AK Parti’nin iktidara geldiği 2002’de Türkiye’de toplam 91 bin 949 hekim, 72 bin 393 hemşire vardı.

2019 sonu itibariyle hekim sayısı 164 bin

594’e, hemşire sayısı 198 bin 465’ya yükseldi.

Türkiye’nin hedefi 2023’te hekim sayısını 200 bine çıkarmak.

Yine yetmeyecek.

Zira 100 bin kişiye düşen hekim sayısı İngiltere’de 281, Almanya’da ise 425.

***

Bu sürede hekim yetiştiren tıp fakülteleriyle ilgili neler olduğunu da hatırlatayım.

2003’te tıp fakültesi kontenjanı 4 bin 941’di. Bu sayı 5 yılda sadece ‘39’ arttı ve 4 bin 980’e çıktı.

AK Parti hükümeti 2008’de bu sayıyı 5 bin 700’lere çıkarınca itirazlar başladı.

Türk Tabipler Birliği’ne göre öğrencilere yeterli eğitim verilemeyecek, mezunlar ‘yarım doktor’ olacaktı!

Onlarca konferans, panel, basın toplantısı yaptılar, ‘bilimsel’ bildiriler, eylem çağrıları yayınladılar.

2007’de 318 olan İstanbul Tıp Fakültesi

kontenjanı 2013’te 498’e çıkarılınca, TTB öğrencileri de alet ettiği eylemler başlattı.

Yılda 30 öğrenci fazladan geldi diye!

Hükümet dinlemedi, tıp fakültesi kontenjanları artırılarak 2019’da 15 bin 50’ye ulaştı.

Aslında 16 yılda 10 bin, yani yılda 625 artış çok değil. Aynı sürede Türkiye nüfusu her yıl 1 milyon arttı.

***

2003’te sağlık kurumu sayısı 9 bin 183, yatak sayısı 165 bin 465’ti.

2018’de ise sağlık kurumu 34 bin 559’a, yatak sayısı da 231 bin 913’e yükseldi.

Son şehir hastaneleriyle 250 bine yaklaştı.

Yoğun bakım yatağında ise Türkiye 100 bin kişiye düşen 40 yatakla dünya liderliğine yükseldi.
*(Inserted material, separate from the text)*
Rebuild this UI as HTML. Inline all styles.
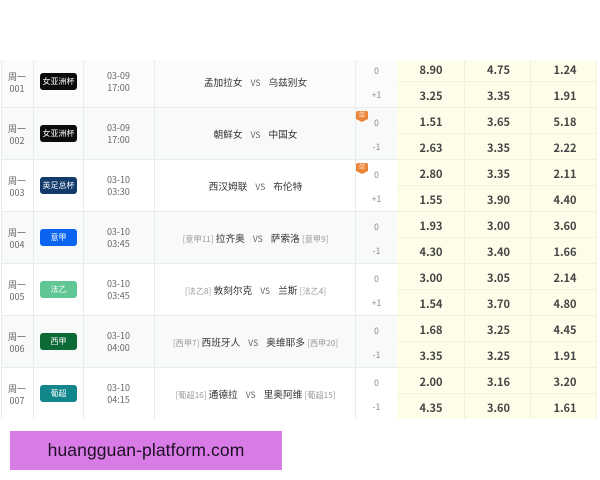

En yakın takipçisi 34.7 yatakla ABD, 29.2 yatakla Almanya, 7.3 yatakla Japonya!

***

AK Parti hükümetlerinden önce;

Hastaneler yetersizdi.

Teknik donanım yoktu.

Hoca sayısı yetersizdi.

Para ayrılmıyordu.

Bunların hepsi doğru.

Ama asıl eksik olan ‘bilimsel akıl’dı.

Bilimsel aklı ideolojik karanlığa gömen sözümona TTB ve siyasette, medyada, üniversitedeki yandaşlarının önerdiği ‘bilimsel’ çözüm şuydu: Öğrenci sayısını arttırmayalım!

Öğrenci yoksa tıp eğitimi de mükemmel yürüyebilirdi!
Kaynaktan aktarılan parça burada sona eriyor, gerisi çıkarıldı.